Before the arbitrator can make his determination, however, President Keen must deliver the system of governance the Board charged him with producing. We could not have known he was going to do this when we entered into the arbitration MOA, but President Keen decided to fulfill the Board’s charge by working once more with the Governance Review Task Force (GRTF), which we, along with the rest of the elected faculty leadership, were again invited to sit on. Our differences with the Board and the upcoming arbitration notwithstanding, we agreed to be part of the GRTF to gain as clear an understanding as possible of the changes in the Senate bylaws that President Keen is proposing. The GRTF met throughout the summer and completed its work last week. Our discussions were honest and collegial, even when we most strongly disagreed. Those differences are substantial, and will be decided by the arbitrator, but we believe nonetheless that everyone who sat at that table had the best interests of the college and our students at heart. We also believe that what he have learned through this participation will help us present our case to the arbitrator more effectively than if we had not participated at all.

The revised bylaws themselves are in draft form and must be considered a draft until the arbitrator renders his decision. Therefore, we will not discuss anything specific about that document. We can tell you, however, that our decision to enter into arbitration and to participate on the GRTF enabled us to move forward in our contract negotiations with the administration. We will update you about that in the near future.

We recognize that you may have questions about what we’ve told you in this post. We will not discuss in public forums like this one, however, or the college email system, situations that are fluid in nature—such as the one in which we now find ourselves—and that can be, however inadvertently, derailed or undermined by external-to-the-process conversations which simply cannot take that fluidity into account. Therefore, please direct any questions you have to the NCCFT Office. One of us will get back to you and answer your questions to the best of his or her ability. (Once the semester starts, you can also contact your department representative.) We are fully committed to our role as your elected union officers, and we want to be as responsive to your questions as possible. To put it simply, we want to hear from you. More than that, we look forward to doing so.

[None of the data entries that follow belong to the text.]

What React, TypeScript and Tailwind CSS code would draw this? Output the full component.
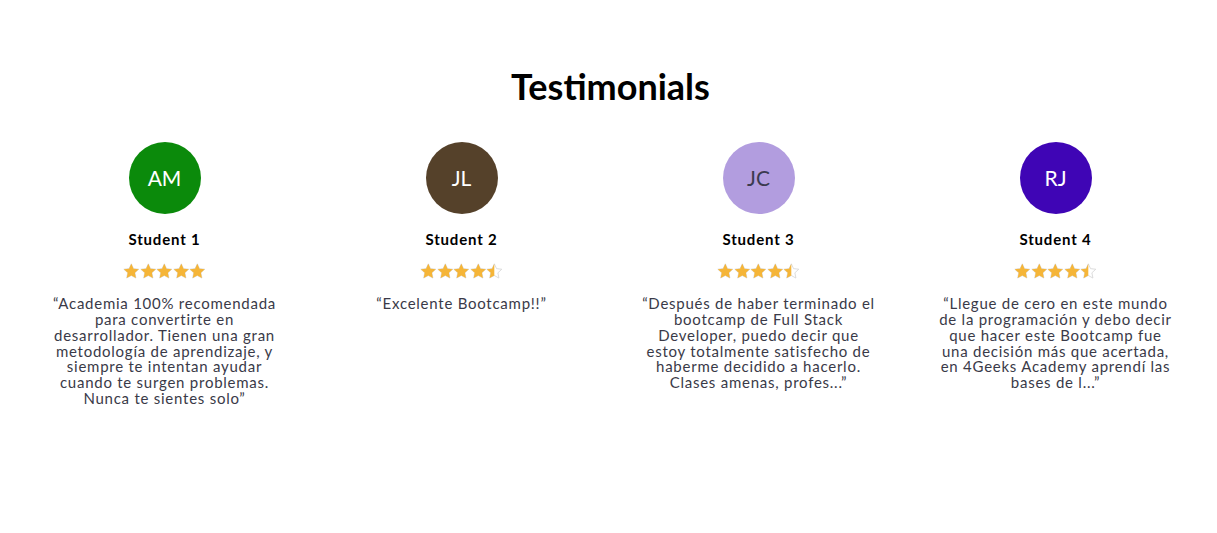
import React from "react";

type T = { initials: string; bg: string; fg: string; name: string; rating: number; text: string };

const data: T[] = [
  { initials: "AM", bg: "bg-[#0b8a0b]", fg: "text-white", name: "Student 1", rating: 5, text: "“Academia 100% recomendada para convertirte en desarrollador. Tienen una gran metodología de aprendizaje, y siempre te intentan ayudar cuando te surgen problemas. Nunca te sientes solo”" },
  { initials: "JL", bg: "bg-[#55412a]", fg: "text-white", name: "Student 2", rating: 4.5, text: "“Excelente Bootcamp!!”" },
  { initials: "JC", bg: "bg-[#b29ddf]", fg: "text-[#3b3b4f]", name: "Student 3", rating: 4.5, text: "“Después de haber terminado el bootcamp de Full Stack Developer, puedo decir que estoy totalmente satisfecho de haberme decidido a hacerlo. Clases amenas, profes...”" },
  { initials: "RJ", bg: "bg-[#3f05b5]", fg: "text-white", name: "Student 4", rating: 4.5, text: "“Llegue de cero en este mundo de la programación y debo decir que hacer este Bootcamp fue una decisión más que acertada, en 4Geeks Academy aprendí las bases de l...”" },
];

const STAR = "M8 0.8l2.2 4.7 5.1.6-3.8 3.5 1 5.1L8 12.2l-4.5 2.5 1-5.1L.7 6.1l5.1-.6z";

function Star({ fill, id }: { fill: number; id: string }) {
  return (
    <svg width="16.6" height="16.4" viewBox="0 0 16 16">
      <defs>
        <clipPath id={id}>
          <rect x="0" y="0" width={16 * fill} height="16" />
        </clipPath>
      </defs>
      <path d={STAR} fill="none" stroke="#d4d4d4" strokeWidth="0.8" />
      <path d={STAR} fill="#f5b538" clipPath={`url(#${id})`} />
    </svg>
  );
}

function Stars({ rating, k }: { rating: number; k: number }) {
  return (
    <div className="flex justify-center">
      {[0, 1, 2, 3, 4].map((i) => (
        <Star key={i} id={`c${k}-${i}`} fill={Math.max(0, Math.min(1, rating - i))} />
      ))}
    </div>
  );
}

export default function App() {
  return (
    <div className="w-full min-h-[533px] bg-white pl-[4px]" style={{ fontFamily: "Lato, 'Noto Sans', sans-serif" }}>
      <h1 className="pt-[65px] text-center text-[36px] leading-[42px] font-bold text-black">Testimonials</h1>
      <div className="mt-[35px] grid grid-cols-4 pl-[12px] pr-[13px]">
        {data.map((t, k) => (
          <div key={k} className="flex flex-col items-center px-[28px]">
            <div className={`w-[72px] h-[72px] rounded-full flex items-center justify-center ${t.bg} ${t.fg} text-[21px]`}>
              {t.initials}
            </div>
            <div className="mt-[15px] text-[15px] leading-[20px] font-bold tracking-[0.8px] text-black">{t.name}</div>
            <div className="mt-[14px]">
              <Stars rating={t.rating} k={k} />
            </div>
            <p className="mt-[17px] text-center text-[15px] leading-[15.7px] tracking-[0.75px] text-[#3a3a48]">{t.text}</p>
          </div>
        ))}
      </div>
    </div>
  );
}
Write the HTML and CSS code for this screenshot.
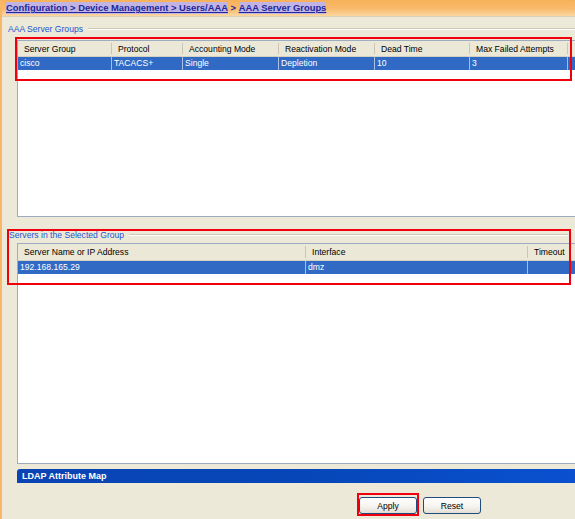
FILE: index.html
```html
<!DOCTYPE html>
<html>
<head>
<meta charset="utf-8">
<link rel="stylesheet" href="styles.css">
</head>
<body>
<div class="window">
  <div class="titlebar">
    <span class="crumb"><a>Configuration</a> &gt; <a>Device Management</a> &gt; <a>Users/AAA</a></span><span class="sep">&nbsp;&gt;&nbsp;</span><span class="crumb"><a>AAA Server Groups</a></span>
  </div>

  <section class="group g1">
    <div class="legend"><span class="legend-text">AAA Server Groups</span><span class="rule"></span></div>
    <div class="table t1">
      <div class="row head">
        <div class="cell">Server Group</div>
        <div class="cell">Protocol</div>
        <div class="cell">Accounting Mode</div>
        <div class="cell">Reactivation Mode</div>
        <div class="cell">Dead Time</div>
        <div class="cell">Max Failed Attempts</div>
        <div class="cell last"></div>
      </div>
      <div class="row sel">
        <div class="cell">cisco</div>
        <div class="cell">TACACS+</div>
        <div class="cell">Single</div>
        <div class="cell">Depletion</div>
        <div class="cell">10</div>
        <div class="cell">3</div>
        <div class="cell last"></div>
      </div>
    </div>
  </section>

  <section class="group g2">
    <div class="legend"><span class="legend-text">Servers in the Selected Group</span><span class="rule"></span></div>
    <div class="table t2">
      <div class="row head">
        <div class="cell">Server Name or IP Address</div>
        <div class="cell">Interface</div>
        <div class="cell last">Timeout</div>
      </div>
      <div class="row sel">
        <div class="cell">192.168.165.29</div>
        <div class="cell">dmz</div>
        <div class="cell last"></div>
      </div>
    </div>
  </section>

  <div class="ldap">LDAP Attribute Map</div>

  <div class="buttons">
    <button class="btn">Apply</button>
    <button class="btn">Reset</button>
  </div>
</div>

<div class="mark m1"></div>
<div class="mark m2"></div>
<div class="mark m3"></div>
</body>
</html>
```

FILE: styles.css
```css
html, body {
  margin: 0;
  padding: 0;
}
body {
  position: relative;
  width: 575px;
  height: 519px;
  overflow: hidden;
  background: #ece9d8;
  font-family: "Liberation Sans", Arial, sans-serif;
  font-size: 8.6px;
  color: #000;
}
.window {
  height: 519px;
  box-sizing: border-box;
  border-left: 2px solid #f7b668;
}

/* title bar */
.titlebar {
  height: 17px;
  box-sizing: border-box;
  background: linear-gradient(#f8b15a 0%, #f9bb6c 55%, #fcd6a2 100%);
  border-bottom: 1px solid #d9d0b8;
  display: flex;
  align-items: center;
  padding-left: 4px;
  font-weight: bold;
  font-size: 9.4px;
  color: #20279c;
  white-space: nowrap;
}
.crumb {
  background: #c2b4e2;
  text-decoration: underline;
  line-height: 12px;
}
.crumb a {
  color: #20279c;
}
.sep {
  line-height: 12px;
}

/* group boxes */
.legend {
  display: flex;
  align-items: center;
  height: 10px;
  line-height: 10px;
  color: #1c55d4;
}
.legend-text {
  white-space: nowrap;
}
.rule {
  flex: 1;
  height: 0;
  border-top: 1px solid #cbc8b6;
  border-bottom: 1px solid #ffffff;
  margin-left: 5px;
}
.g1 .legend {
  margin-top: 7px;
  padding-left: 6px;
}
.g2 .legend {
  margin-top: 13px;
  padding-left: 7px;
  margin-right: 7px;
}

/* tables */
.table {
  margin-left: 15px;
  background: #fff;
  border: 1px solid #9eacc2;
  border-right: none;
  box-sizing: border-box;
  overflow: hidden;
}
.t1 {
  margin-top: 6px;
  height: 177px;
}
.t2 {
  margin-top: 3px;
  height: 221px;
}
.row {
  display: grid;
}
.t1 .row {
  grid-template-columns: 94px 71px 96px 96px 95px 98px 1fr;
}
.t2 .row {
  grid-template-columns: 288px 222px 1fr;
}
.cell {
  box-sizing: border-box;
  white-space: nowrap;
  overflow: hidden;
}
.head {
  background: #ebe8d7;
  border-bottom: 1px solid #d5d1c0;
}
.t1 .head { height: 15px; }
.t2 .head { height: 16px; }
.head .cell {
  padding-left: 6px;
  display: flex;
  align-items: center;
  position: relative;
}
.head .cell::after {
  content: "";
  position: absolute;
  right: 0;
  top: 2px;
  bottom: 2px;
  width: 1px;
  background: #c9c6b4;
  box-shadow: 1px 0 0 #fff;
}
.head .cell.last::after {
  display: none;
}
.sel {
  background: #316ac5;
  color: #fff;
  height: 13px;
}
.sel .cell {
  padding-left: 2px;
  line-height: 13px;
  border-right: 1px solid #a9bee4;
}
.sel .cell.last {
  border-right: none;
}

/* LDAP bar */
.ldap {
  margin-top: 5px;
  margin-left: 15px;
  height: 14px;
  line-height: 14px;
  padding-left: 5px;
  background: linear-gradient(to right, #0a44b4 0%, #0646b8 50%, #0a50cf 100%);
  border-top-left-radius: 3px;
  color: #fff;
  font-weight: bold;
  font-size: 9px;
}

/* buttons */
.buttons {
  display: flex;
  gap: 6px;
  padding-left: 357px;
  margin-top: 14px;
}
.btn {
  width: 58px;
  height: 17px;
  padding: 0;
  border: 1px solid #1f4b7e;
  border-radius: 3px;
  background: linear-gradient(#ffffff 0%, #f4f3ee 60%, #e2ded3 100%);
  font-family: "Liberation Sans", Arial, sans-serif;
  font-size: 8.6px;
  color: #000;
}

/* red annotation rectangles */
.mark {
  position: absolute;
  border: 2px solid #f0000c;
  box-sizing: border-box;
}
.m1 { left: 15px; top: 37px; width: 557px; height: 44px; }
.m2 { left: 7px; top: 229px; width: 564px; height: 56px; }
.m3 { left: 357px; top: 493px; width: 62px; height: 23px; }
```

2 thoughts on “Some of What We’ve Been Working on This Summer: Binding Arbitration, the Senate Bylaws, and Contract Negotiations”

  1. Much has been said about the position of the Middle States Association vis a vis our shared governance system and compliance with their standards. I believe that an analogous situation presented itself in the show cause action taken by the Accrediting Commission for Community and Junior Colleges (ACCJC) and the City College of San Francisco CCSF). While the ACCJC found problems with CCSF, mainly due to administrative failures (and a succession of top administrators), it NEVER found a problem with the instructional program at CCSF. It should be noted that ACCJC was called to task for its poor work and CCSF regained full accreditation. The details of that case make interesting reading.

    The July 2017 issue of Community College Review contains 2 excellent articles which might prove useful to us at NCC. The first, “Who Guards the Guardians? National Implications of Accreditation at City College of San Francisco” by Barber and McNair raises serious concerns about the focus of accreditation and the instructional components of our institutions. The second article, “Community College Faculty Conceptualizations of Shared Governance: Shared Understandings of a Sociopolitical Reality” by Kater highlights the development of neoliberalism and corporatization on the structures and work of community colleges.

    I will try to share these resources as soon as I can upon return to the campus.